As noted in the forum thread link DavidS provided, we've had two, of different brands. Paul rebuilt the first one, one time. 🤔 

When it died again, we bought a different brand. When it died, we went back to gravity dump.

When we first got our trailer, the home cleanout/dump was too far away for gravity. Therefore,  got the maceration. Since 2015, we have a convenient, planned dump for the trailer at home. We don't need or want the maceration anymore. None of our friends replaced theirs, either. 
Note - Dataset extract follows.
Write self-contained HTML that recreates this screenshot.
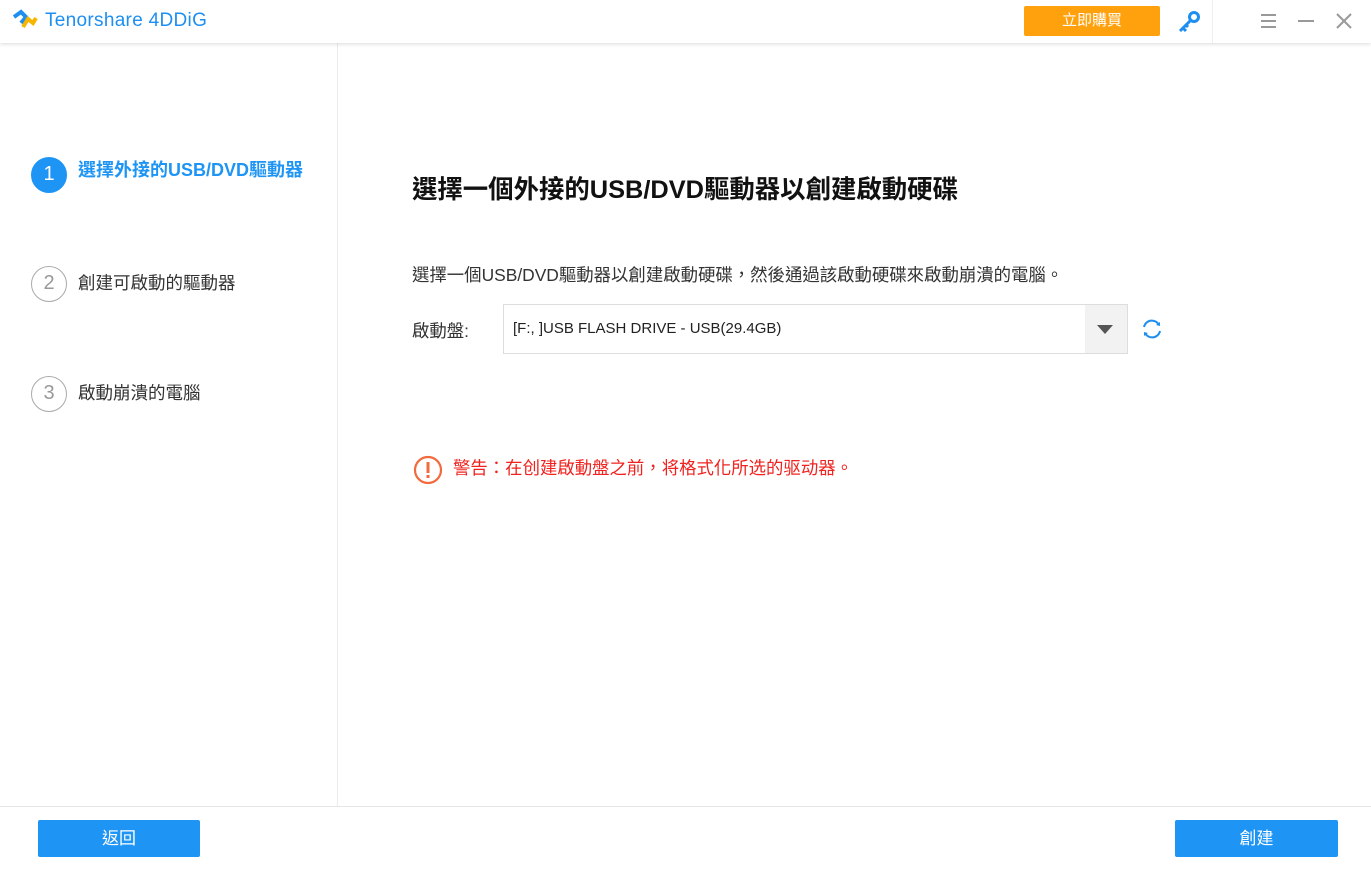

DavidS, I'm glad you like yours. I don't think either of ours was the Thetford. 

Sherry

 

We like ours on the van, but it's not a necessity.  Our plan with the Oliver is to keep the number of electric powered options at a minimum.  If we every decide we just have to have the macerator, we can have one installed.  But, I don't think we will.  I do like the idea of it being mounted in the bumper.  On our van it hangs down, below the frame.  I believe it is the lowest component underneath, making it very vulnerable.  For this reason, we had skid wheels installed on the rear of the van - also to save our bike rack.

Ray and Susan Huff

Elite II Twin "Pearl" - Hull#699; delivered December 7, 2020

2013 F350 6.7l diesel Super Duty 4x4 long bed crew cab

1UP-USA Heavy-duty bike rack

2017 Leisure Travel Van Unity Twin Bed (sold)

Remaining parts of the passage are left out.